Every so often we stopped at a bench guarded by a wooden windbreaker for water or a snack. After several hours we reached a restaurant that looked like a good place for a cup of coffee, a bite to eat, and evaluation of how much further to go that day. Looking at the maps and apps, it seemed there was a good albergue option in Vila Chã, only another 3km. But there was no way to know if they still had beds available, and the next one was over 6 km beyond that; 9km seemed too daunting. We could only hope.
As we walked along, I thought about James’ words on wisdom.
James first states that endurance can be what results in “lacking in nothing” (v. 2). Then he specifically notes all who are lacking in wisdom can directly ask God for it and receive it. Why does he specifically suggest wisdom?

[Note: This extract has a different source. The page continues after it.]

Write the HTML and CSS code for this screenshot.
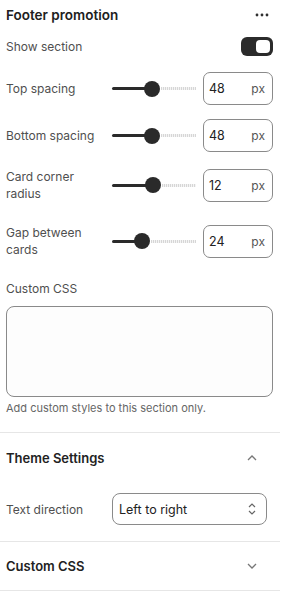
FILE: index.html
```html
<!DOCTYPE html>
<html>
<head>
<meta charset="utf-8">
<link rel="stylesheet" href="styles.css">
</head>
<body>
<div class="panel">
  <div class="section">
    <div class="head">
      <span class="title">Footer promotion</span>
      <svg class="more" width="14" height="4" viewBox="0 0 14 4"><circle cx="2" cy="2" r="1.4"/><circle cx="7" cy="2" r="1.4"/><circle cx="12" cy="2" r="1.4"/></svg>
    </div>
    <div class="toggle-row">
      <span class="label">Show section</span>
      <span class="toggle"><span class="knob"></span></span>
    </div>
    <div class="range-row r1">
      <span class="label">Top spacing</span>
      <div class="slider"><span class="fill" style="width:36px"></span><span class="thumb"></span><span class="rest"></span></div>
      <div class="num"><span>48</span><span class="unit">px</span></div>
    </div>
    <div class="range-row r2">
      <span class="label">Bottom spacing</span>
      <div class="slider"><span class="fill" style="width:36px"></span><span class="thumb"></span><span class="rest"></span></div>
      <div class="num"><span>48</span><span class="unit">px</span></div>
    </div>
    <div class="range-row r3">
      <span class="label">Card corner radius</span>
      <div class="slider"><span class="fill" style="width:37px"></span><span class="thumb"></span><span class="rest"></span></div>
      <div class="num"><span>12</span><span class="unit">px</span></div>
    </div>
    <div class="range-row r4">
      <span class="label">Gap between cards</span>
      <div class="slider"><span class="fill" style="width:26px"></span><span class="thumb"></span><span class="rest"></span></div>
      <div class="num"><span>24</span><span class="unit">px</span></div>
    </div>
    <div class="css-block">
      <span class="label">Custom CSS</span>
      <div class="textarea"></div>
      <span class="hint">Add custom styles to this section only.</span>
    </div>
  </div>
  <div class="group">
    <div class="group-head open">
      <span class="gtitle">Theme Settings</span>
      <svg class="chev" width="12" height="8" viewBox="0 0 12 8"><path d="M2 6 L6 2 L10 6"/></svg>
    </div>
    <div class="select-row">
      <span class="label">Text direction</span>
      <div class="select">
        <span>Left to right</span>
        <svg class="updown" width="10" height="14" viewBox="0 0 10 14"><path d="M2 5 L5 2 L8 5 M2 9 L5 12 L8 9"/></svg>
      </div>
    </div>
  </div>
  <div class="group closed">
    <div class="group-head">
      <span class="gtitle">Custom CSS</span>
      <svg class="chev" width="12" height="8" viewBox="0 0 12 8"><path d="M2 2 L6 6 L10 2"/></svg>
    </div>
  </div>
</div>
</body>
</html>
```

FILE: styles.css
```css
* { box-sizing: border-box; }
html, body { margin: 0; background: #fff; }
body {
  font-family: Inter, "Noto Sans", sans-serif;
  color: #4a4a4a;
  font-size: 12px;
}
.panel { width: 280px; }
.section { padding: 0 7px 0 6px; }
.head {
  display: flex; align-items: center; justify-content: space-between;
  height: 30px;
}
.title { font-size: 13.5px; font-weight: 600; color: #202020; }
.more { fill: #303030; margin-right: 4px; }
.toggle-row {
  display: flex; align-items: center; justify-content: space-between;
  height: 33px;
}
.label { color: #4f4f4f; font-size: 12px; line-height: 17px; }
.toggle {
  width: 32px; height: 19px; border-radius: 6px; background: #2b2b2b;
  display: flex; align-items: center; justify-content: flex-end; padding-right: 3px;
}
.knob { width: 14px; height: 13px; background: #fff; border-radius: 4px; }
.range-row {
  display: grid; grid-template-columns: 106px 91px 70px;
  align-items: center; height: 33px;
}
.range-row .label { width: 98px; }
.r1 { margin-top: 9px; }
.r2 { margin-top: 14px; }
.r3 { margin-top: 16px; }
.r4 { margin-top: 23px; }
.slider { display: flex; align-items: center; height: 16px; padding-right: 7px; }
.fill { height: 3px; background: #2a2a2a; border-radius: 2px 0 0 2px; flex: none; }
.thumb { width: 16px; height: 16px; border-radius: 50%; background: #2a2a2a; margin-left: -4px; flex: none; }
.rest {
  flex: 1; height: 3px; margin-left: 1px;
  background: repeating-linear-gradient(90deg, #d6d6d6 0 1px, #f4f4f4 1px 2px);
}
.num {
  height: 33px; border: 1px solid #8a8a8a; border-radius: 7px;
  display: flex; align-items: center; justify-content: space-between;
  padding: 0 7px 0 5px; color: #222; font-size: 12.5px;
}
.unit { color: #555; font-size: 12px; }
.css-block { display: flex; flex-direction: column; padding-top: 23px; padding-bottom: 17px; }
.textarea {
  margin-top: 9px; height: 91px; border: 1px solid #8a8a8a; border-radius: 8px; background: #fdfdfd;
}
.hint { margin-top: 4px; font-size: 11px; color: #666; line-height: 14px; }
.group { border-top: 1px solid #e6e6e6; }
.group.closed { border-bottom: 1px solid #e6e6e6; }
.group-head {
  display: flex; align-items: center; justify-content: space-between;
  height: 48px; padding: 0 22px 0 6px;
}
.group-head.open { height: 50px; }
.gtitle { font-size: 13px; font-weight: 600; color: #222; }
.chev { fill: none; stroke: #777; stroke-width: 1.3; }
.select-row {
  display: flex; align-items: center; padding: 10px 0 16px 6px;
}
.select-row .label { width: 106px; }
.select {
  width: 155px; height: 32px; border: 1px solid #8a8a8a; border-radius: 8px;
  display: flex; align-items: center; justify-content: space-between;
  padding: 0 9px 0 6px; color: #222; font-size: 12.5px;
}
.updown { fill: none; stroke: #666; stroke-width: 1.2; }
```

I think back to Solomon, known for his wisdom. When God offered him anything, he asked for wisdom, not for his own gain, his own profit, but for his capacity to serve God in the position of kingship he had inherited. Today, very few people hold the same level of authority or power as Solomon, but we are each in positions of both servitude and influence. Like James, we are called to be servants of God, of Jesus (v. 1).

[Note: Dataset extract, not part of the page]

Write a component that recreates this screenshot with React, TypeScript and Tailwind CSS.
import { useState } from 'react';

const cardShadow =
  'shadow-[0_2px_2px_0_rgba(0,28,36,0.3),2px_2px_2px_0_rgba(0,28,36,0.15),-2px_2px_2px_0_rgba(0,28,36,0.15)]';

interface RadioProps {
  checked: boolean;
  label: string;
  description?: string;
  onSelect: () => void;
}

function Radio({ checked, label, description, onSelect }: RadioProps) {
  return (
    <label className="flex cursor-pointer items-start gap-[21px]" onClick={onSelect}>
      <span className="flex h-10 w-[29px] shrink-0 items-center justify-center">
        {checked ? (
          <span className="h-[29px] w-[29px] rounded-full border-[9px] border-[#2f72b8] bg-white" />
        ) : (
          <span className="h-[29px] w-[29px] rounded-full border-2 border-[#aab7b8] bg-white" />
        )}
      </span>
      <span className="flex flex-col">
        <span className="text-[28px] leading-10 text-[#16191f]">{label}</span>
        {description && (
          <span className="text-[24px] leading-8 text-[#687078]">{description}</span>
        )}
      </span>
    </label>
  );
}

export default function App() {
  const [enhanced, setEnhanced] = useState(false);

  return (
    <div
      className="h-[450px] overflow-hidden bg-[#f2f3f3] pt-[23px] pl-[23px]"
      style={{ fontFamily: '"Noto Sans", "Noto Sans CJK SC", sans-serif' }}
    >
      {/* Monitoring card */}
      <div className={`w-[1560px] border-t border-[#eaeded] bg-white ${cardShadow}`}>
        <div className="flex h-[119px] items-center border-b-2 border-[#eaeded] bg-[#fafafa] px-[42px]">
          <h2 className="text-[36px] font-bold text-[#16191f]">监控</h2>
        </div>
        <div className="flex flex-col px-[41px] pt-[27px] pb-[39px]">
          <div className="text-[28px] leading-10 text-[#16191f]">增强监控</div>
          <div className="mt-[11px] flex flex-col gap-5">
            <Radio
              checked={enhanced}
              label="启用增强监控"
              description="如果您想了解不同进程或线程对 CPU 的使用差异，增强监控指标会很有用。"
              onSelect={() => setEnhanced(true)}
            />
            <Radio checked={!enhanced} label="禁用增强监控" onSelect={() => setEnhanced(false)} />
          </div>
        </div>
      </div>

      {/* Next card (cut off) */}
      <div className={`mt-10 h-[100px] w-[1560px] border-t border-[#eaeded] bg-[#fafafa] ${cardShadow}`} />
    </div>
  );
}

As servants, our decisions and actions should revolve around the will of our Master. Wisdom means being in tune with His will—both through awareness of what He is doing and clarity of how we are to participate. God freely invites us to take part in what He is doing! He wants us to ask for direction, to be in tune with His Spirit, to participate in His powerful, global, eternal works, even though we might only see a tiny fraction of all that entails. Seeking wisdom is not for our own superficial benefits—immediate gratification or positions of power, but for direction to strategic servitude in Christ’s kingdom.
It seems there is a significance in the act of asking. First, it takes humility to acknowledge when we are lacking something. Yet, wisdom is not something that you gain a certain amount and have enough to meet all your needs for the rest of your life. I’ve discovered that the more I learn, the more I realize how much I don’t know. Likewise, the more I see about God’s character, the more I realize how far beyond my comprehension are His power and love, His holiness and sovereignty. I am blown away at His willingness to let me, in the midst of my failures and shortcomings, participate in His plan for the universe.

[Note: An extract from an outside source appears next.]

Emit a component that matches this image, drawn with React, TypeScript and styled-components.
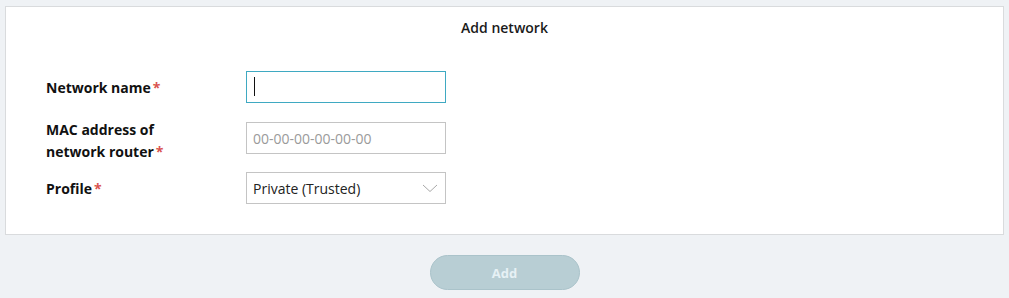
import React from "react";
import styled, { createGlobalStyle } from "styled-components";

const Global = createGlobalStyle`
  html, body { margin: 0; padding: 0; }
  body {
    background: #eff2f5;
    font-family: "Open Sans", "Liberation Sans", Arial, sans-serif;
    color: #111;
  }
  * { box-sizing: border-box; }
`;

const Page = styled.div`
  display: flex;
  flex-direction: column;
  align-items: center;
  padding: 6px 5px 0 5px;
`;

const Card = styled.section`
  width: 100%;
  background: #fff;
  border: 1px solid #d9dbdd;
  padding: 11px 0 30px 40px;
  display: flex;
  flex-direction: column;
`;

const Title = styled.h2`
  margin: 0 0 33px -40px;
  font-size: 14px;
  font-weight: 600;
  line-height: 20px;
  text-align: center;
  color: #1a1a1a;
`;

const Form = styled.div`
  display: flex;
  flex-direction: column;
  gap: 18px;
`;

const Row = styled.div<{ $extraTop?: number }>`
  display: flex;
  align-items: center;
  height: 32px;
  margin-top: ${(p) => p.$extraTop ?? 0}px;
`;

const Label = styled.label<{ $drop?: number }>`
  width: 200px;
  flex: none;
  font-size: 14px;
  font-weight: 700;
  line-height: 22px;
  color: #111;
  margin-top: ${(p) => (p.$drop ?? 0) + 2}px;
`;

const Star = styled.span`
  color: #d9534f;
  margin-left: 2px;
`;

const Field = styled.div`
  position: relative;
  width: 200px;
  height: 32px;
`;

const Caret = styled.span`
  position: absolute;
  left: 8px;
  top: 6px;
  width: 1px;
  height: 19px;
  background: #111;
  pointer-events: none;
`;

const Input = styled.input<{ $focused?: boolean }>`
  width: 200px;
  height: 32px;
  border: 1px solid ${(p) => (p.$focused ? "#3fa9c2" : "#c4c4c4")};
  outline: none;
  padding: 0 6px;
  font-family: "Open Sans", "Liberation Sans", Arial, sans-serif;
  font-size: 14px;
  color: #222;
  background: #fff;
  caret-color: transparent;
  &::placeholder { color: #9a9a9a; }
`;

const Select = styled.div`
  width: 200px;
  height: 32px;
  border: 1px solid #c4c4c4;
  padding: 0 7px 0 6px;
  display: flex;
  align-items: center;
  justify-content: space-between;
  font-size: 14px;
  color: #222;
  background: #fff;
`;

const Footer = styled.div`
  padding-top: 20px;
  display: flex;
  justify-content: center;
`;

const AddButton = styled.button`
  width: 150px;
  height: 35px;
  border-radius: 18px;
  border: 1px solid #aac3ca;
  background: #b8ced4;
  color: #e6f1f5;
  font-family: "Open Sans", "Liberation Sans", Arial, sans-serif;
  font-size: 13px;
  font-weight: 700;
  cursor: default;
`;

const Chevron = () => (
  <svg width="16" height="9" viewBox="0 0 16 9" fill="none">
    <path d="M1 1 L8 7.5 L15 1" stroke="#a8a8a8" strokeWidth="1" />
  </svg>
);

export default function App() {
  return (
    <>
      <Global />
      <Page>
        <Card>
          <Title>Add network</Title>
          <Form>
            <Row>
              <Label>
                Network name<Star>*</Star>
              </Label>
              <Field>
                <Input $focused defaultValue="" />
                <Caret />
              </Field>
            </Row>
            <Row $extraTop={1}>
              <Label $drop={4}>
                MAC address of
                <br />
                network router<Star>*</Star>
              </Label>
              <Input placeholder="00-00-00-00-00-00" />
            </Row>
            <Row>
              <Label>
                Profile<Star>*</Star>
              </Label>
              <Select>
                <span>Private (Trusted)</span>
                <Chevron />
              </Select>
            </Row>
          </Form>
        </Card>
        <Footer>
          <AddButton>Add</AddButton>
        </Footer>
      </Page>
    </>
  );
}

Asking for wisdom is acknowledging my need for direction, while also embracing the role that He has given me, however large or small my “contribution” might be. I want to serve. And I want to serve well, not depending just on my own education, training, or online searching for information to make a decision, but on His perfect guidance. I ask because I know He has all the wisdom I need, and because I know He wants to share it with me.
Arriving in Vila Chã close to 5 pm, we were relieved there were still a few bunk beds left, although when checking in the volunteer did not make it immediately clear. Apparently she liked seeing the relief on an exhausted person’s face when finally hearing a bed was available. After a quick shower, appreciating the hot water washing away the salty wind deposits, I found the sink outside to wash the day’s sweaty clothes. Free detergent was available, as well as clips to hang clothes on the line for the last few hours of sunlight.
Then we had time to rest our muscles and write, before walking (which to me felt close to limping, the backs of my legs still sore) to buy groceries for the next morning and a place for a late (for us) dinner. It was a small town, so there weren’t many options, but the upstairs restaurant we found had a good mix of locals and peregrinos, with reasonable prices for generous portions (and no extra charge for substituting salad for fries, as necessary for my diet).
We made our way back to the albergue, feeling tired enough to not complain about the early (for us) lights-out time at 10pm. I stayed up a while longer, using my cell phone to look for ways to cross from the coastal route to the central route. After hours facing the wind on the shore we had asked for others’ opinions, and some experienced volunteers and travelers recommended the central route as much less windy and more picturesque. Then sleep.
Thank you, Lord, for Your generous offer of wisdom along this journey of life. Rather than criticize our foolishness, You welcome us as we are and invite us into closer communion with You, that we might know Your truth and Your will. Help me to be more in tune with You, listening and learning, centering and serving.
- When making a decision, what factors influence you? What bears the most weight?
- How do you relate knowing God to knowing wisdom?
- Take time to ask God what He wants you to know today, bringing before Him whatever is on your mind and heart.